FOOD: No Name Pub in Big Pine Key is known for their pizza, as well as their walls covered in dollar bills.

LODGING: Boyd’s Key West Campground on Stock Island

DAY THREE: Key West, Florida

For a beach town, Key West is highly diverse and had something for everyone! History buffs can stop by the Ernest Hemingway Home and Museum or Truman’s Little White House; beach bums can enjoy Smathers beach; for nature lovers, the West Martello Tower or the butterfly conservatory; and if you want to vacation hard, Duval Street is full of pubs and bars.

FOOD: Kermit’s Key Lime Shoppe for chocolate covered key lime pie on a stick! (Beware: they ship all over the United States and you will never stop wanting this….excuse me while I place an order!)

Hogfish Bar and Grill—walking distance from your campground, you’ll find half-transients/tourists and half-locals. Be prepared for a good time!

LODGING: Boyd’s Key West Campground

Read more about what I did in Key West here!

DAY FOUR: Dry Tortugas National Park

Get up early to load your camping gear onto the Yankee Freedom Ferry. Don’t forget Dramamine in case the water is choppy like it was for me! (If not for yourself, bring some and share it.)

Once on Garden Key, there are lots of options for adventure—snorkeling, birding, beachin’, fort tours, or exploring on your own. You can also bring your own kayak if you want to be on the water!

FOOD: the ferry serves a continental-style breakfast and lunch on the boat.

You’ll be responsible for feeding yourself while on the island…unless you meet some really awesome campers who offer to feed you instead. (Shout out to my island friends!)

LODGING: Dry Tortugas National Park Campground on Garden Key—cash only. There are other ways to arrive at Dry Tortugas National Park, which I’ll discuss more in the future, but if you want to camp, the ferry is your only option.

Want more info on the Dry Tortugas? Read my full post here!

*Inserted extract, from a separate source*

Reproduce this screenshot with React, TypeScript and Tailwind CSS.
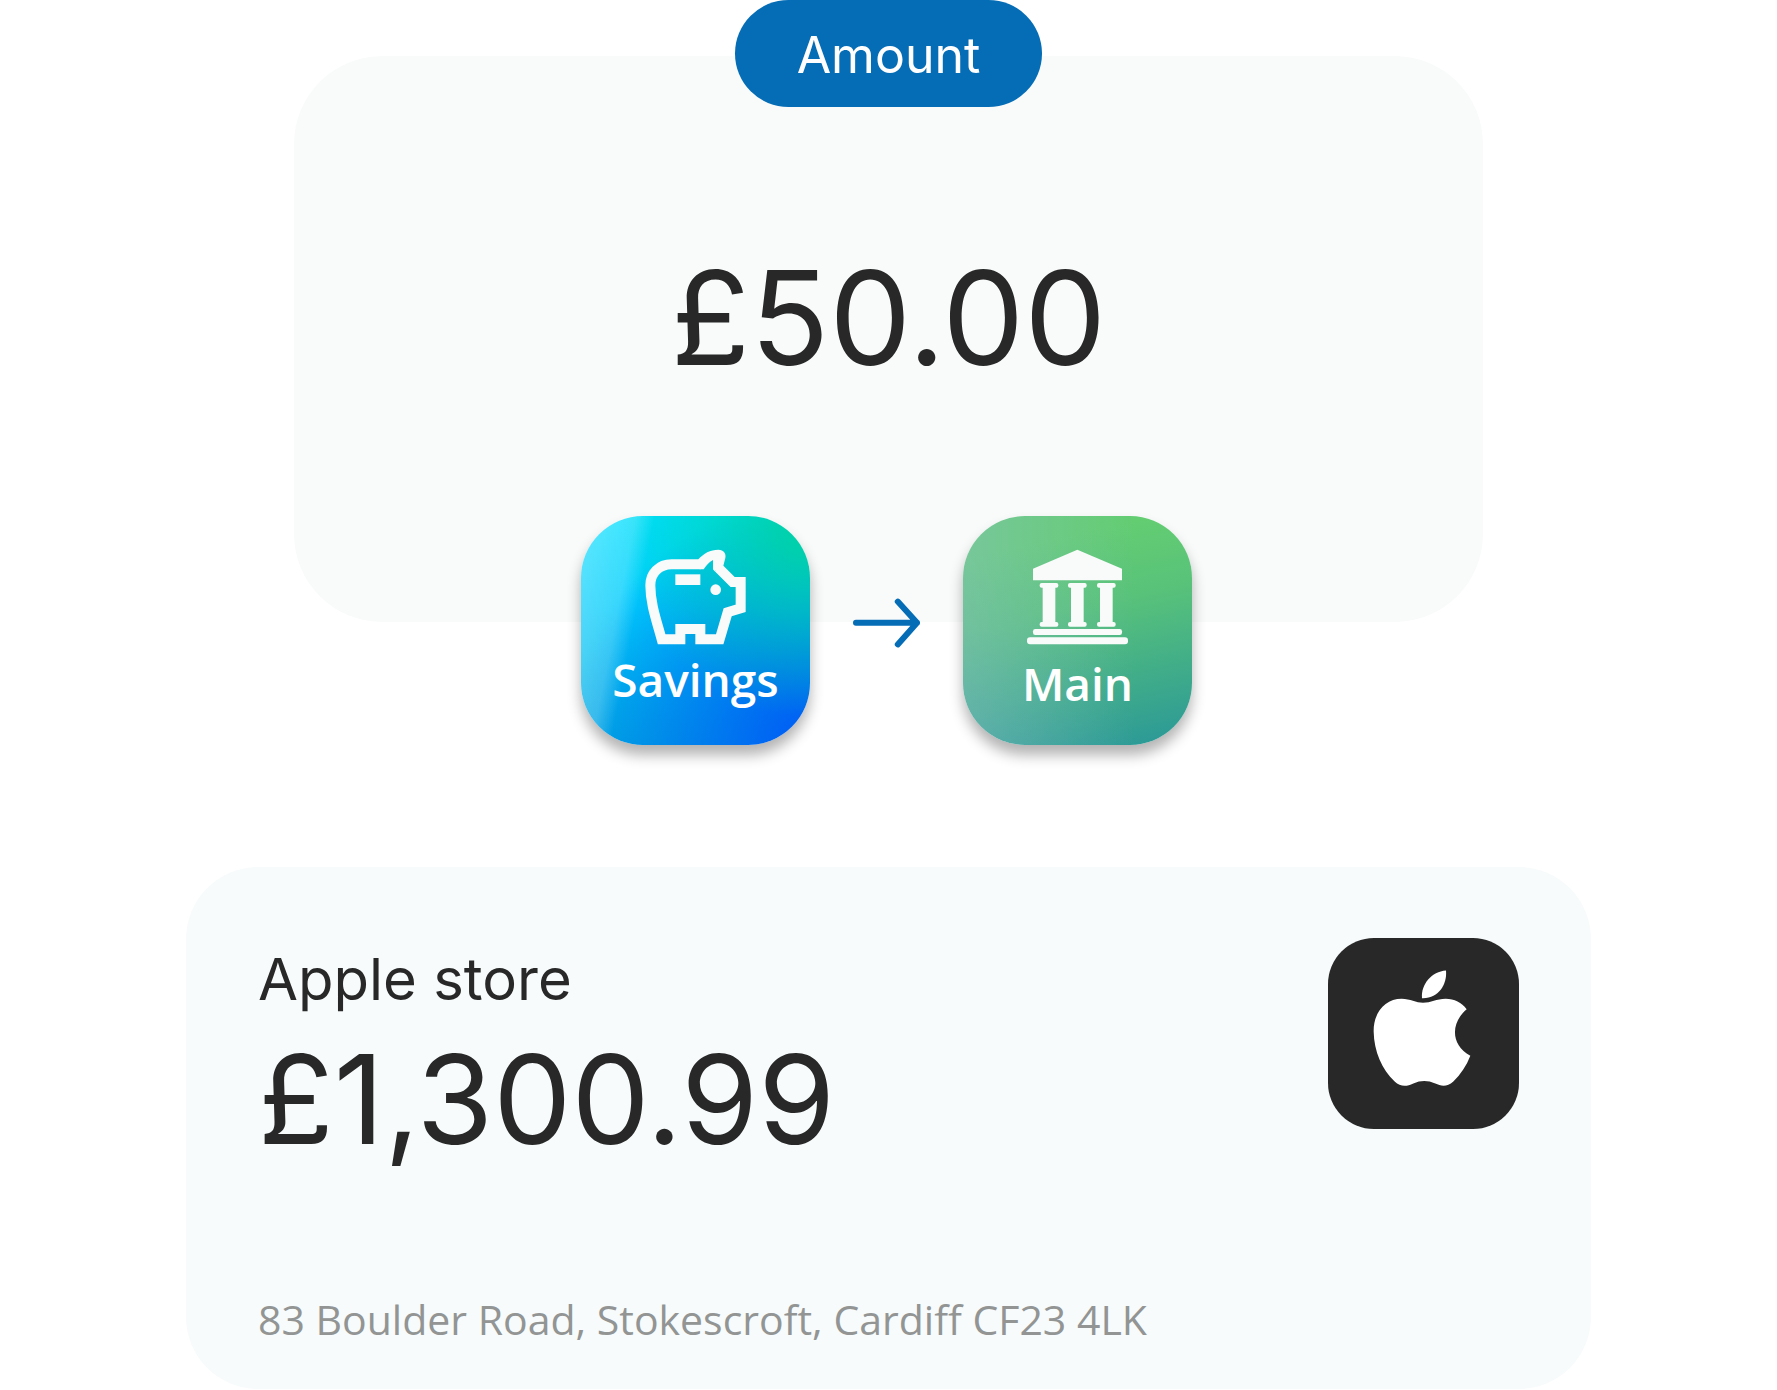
import type { ReactNode } from 'react';
import { clsx } from 'clsx';

interface AccountTileProps {
  label: string;
  icon: ReactNode;
  className: string;
  labelClassName?: string;
}

function PiggyIcon() {
  return (
    <svg viewBox="254 147 303 288" className="h-24 w-[101px]" fill="none" aria-hidden="true">
      <path
        d="M474 203L517 246H541V325L502 337L478 418H420V387H360V418H304C288 360 270 310 270 256C270 220 296 193 334 193H421"
        stroke="#f9fbfa"
        strokeWidth="30"
      />
      {/* Ear */}
      <path
        d="M414 178C430 160 450 149 474 149C490 149 498 160 495 174L489 197L463 214L458 208V180C446 186 438 197 430 208H418Z"
        fill="#f9fbfa"
      />
      <circle cx="466" cy="269" r="16" fill="#f9fbfa" />
      <path d="M345 223H420V255H345Z" fill="#f9fbfa" />
    </svg>
  );
}

function BankIcon() {
  return (
    <svg viewBox="258 147 303 288" className="h-24 w-[101px]" fill="#f9fbfa" aria-hidden="true">
      <path d="M409 149L543 206V241H276V206Z" />
      {[324, 409, 496].map((x) => (
        <g key={x}>
          <rect x={x - 28} y="249" width="56" height="14" rx="6" />
          <rect x={x - 19} y="255" width="38" height="118" />
          <rect x={x - 28} y="366" width="56" height="14" rx="6" />
        </g>
      ))}
      <rect x="276" y="387" width="267" height="18" rx="7" />
      <rect x="258" y="412" width="303" height="21" rx="9" />
    </svg>
  );
}

function ArrowIcon() {
  return (
    <svg
      viewBox="66 54 202 149"
      className="mb-4 h-[50px] w-[67px]"
      fill="none"
      stroke="#056db6"
      strokeWidth="18"
      strokeLinecap="round"
      strokeLinejoin="round"
      aria-hidden="true"
    >
      <path d="M75 128H259M201 64L259 128L201 193" />
    </svg>
  );
}

function AppleIcon() {
  return (
    <svg viewBox="186 147 294 350" className="h-[117px] w-[98px]" fill="#fff" aria-hidden="true">
      <path d="M405 148C409 190 382 233 333 231C329 190 362 151 405 148Z" />
      <path d="M336 245C360 245 376 233 404 233C430 233 452 244 467 264C418 306 419 371 478 404C466 435 449 460 427 481C408 498 390 495 373 487C350 477 329 477 307 487C286 497 268 497 251 481C213 445 189 391 188 331C187 274 223 233 272 233C298 233 315 245 336 245Z" />
    </svg>
  );
}

function AccountTile({ label, icon, className, labelClassName }: AccountTileProps) {
  return (
    <button
      type="button"
      className={clsx(
        'flex size-[229px] flex-col items-center rounded-[62px] pt-[33px] text-white shadow-[0_10px_14px_rgba(0,0,0,0.3)]',
        className,
      )}
    >
      {icon}
      <span className={clsx("font-['Open_Sans',sans-serif] text-[46px] leading-[68px] font-semibold", labelClassName)}>
        {label}
      </span>
    </button>
  );
}

export default function App() {
  return (
    <main className="flex min-h-screen flex-col items-center bg-white font-['Inter',sans-serif] text-[#282828]">
      <h2 className="z-10 rounded-full bg-[#056db6] px-[62px] pt-[25px] pb-[22px] text-[50px] leading-[60px] text-white">
        Amount
      </h2>

      {/* Transfer amount */}
      <section className="-mt-[51px] flex w-full max-w-[1189px] flex-col items-center rounded-[88px] bg-[#f9fbfa] pt-[190px]">
        <p className="text-[130px] leading-[144px]">£50.00</p>
        <div className="-mb-[123px] flex items-center gap-[43px] pt-[126px] pr-1">
          <AccountTile
            label="Savings"
            icon={<PiggyIcon />}
            className="bg-[linear-gradient(101deg,rgba(255,255,255,0.36)_0%,rgba(255,255,255,0.22)_20%,transparent_27%),radial-gradient(circle_at_100%_5%,#00d2a2_0%,transparent_60%),radial-gradient(circle_at_100%_100%,#0062f4_8%,transparent_75%),linear-gradient(180deg,#00deff_0%,#00cbfb_40%,#00aae0_100%)]"
          />
          <ArrowIcon />
          <AccountTile
            label="Main"
            icon={<BankIcon />}
            className="bg-[linear-gradient(90deg,rgba(150,190,215,0.4)_0%,transparent_75%),linear-gradient(168deg,#63cd72_15%,#58c27a_42%,#2b9997_98%)]"
            labelClassName="mt-1"
          />
        </div>
      </section>

      {/* Latest transaction */}
      <section className="mt-[245px] flex w-full max-w-[1405px] items-start justify-between rounded-[72px] bg-[#f7fbfc] px-[72px] pt-[71px] pb-10">
        <div>
          <h3 className="pt-[7px] text-[58px] leading-[68px]">Apple store</h3>
          <p className="text-[124px] leading-[172px]">£1,300.99</p>
          <address className="pt-[104px] font-['Open_Sans',sans-serif] text-[41px] leading-[60px] text-[#929594] not-italic">
            83 Boulder Road, Stokescroft, Cardiff CF23 4LK
          </address>
        </div>
        <div className="flex size-[191px] shrink-0 items-center justify-center rounded-[46px] bg-[#282828] pr-1 pb-2.5">
          <AppleIcon />
        </div>
      </section>
    </main>
  );
}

DAY FIVE: Dry Tortugas National Park


Enjoy the morning of peace and quiet before the ferry arrives. Whatever activities you didn’t do yesterday—now’s your chance. I spent my first day exploring and [trying to] snorkel, so I caught the tour and checked out the birds on my second day.

FOOD: If you fed yourself lunch yesterday, today is your day to eat on the boat. If not, today you’re on your own for lunch.


Take the ferry back to Key West and drive north back to Homestead, Florida.

FOOD: You’ll be in Key West at dinner time, so you have the option to eat in town. Personally, I was so exhausted from the park that I just ate snacks along the road.

LODGING: Everglades International Hostel in Florida City. You can camp on the grounds or grab a bed in the dorms.

DAY SIX: Biscayne National Park

Spend today in the final national park in the region by taking a tour with the Biscayne National Park Institute. They offer lots of different options including sailing, snorkeling and paddling, as well as an accessible tour of Boca Chita.

I chose the all day snorkeling and paddling tour, and can’t say enough good things about it!

FOOD: Treat yourself to a nice dinner for your final evening of vacation at Black Point Ocean Grill. Just north of the park, this marina restaurant is good for fresh fish and ambience.


Option One—Everglades International Hostel in Florida City.

Option Two—take Tamiami Trail west and stay at a campground in Big Cypress National Preserve.

DAY SEVEN: Travel Day

If you chose to stay in Florida City, you have the option to spend your morning revisiting the Everglades or Biscayne National Park. You could also drive into Miami and see the city.

If you drove to Big Cypress National Preserve, you could check out the Oasis Visitor Center, bike to the observation tower in Shark Valley, or continue west to the Gulf Coast in Everglades National Park.

Gauge your morning activity based on how much time you have before you need to catch your flight or begin driving north.

I did none of this, and drove north on I-95 to Savannah, GA, got dinner with my bestie, and took a nap on her couch before heading home.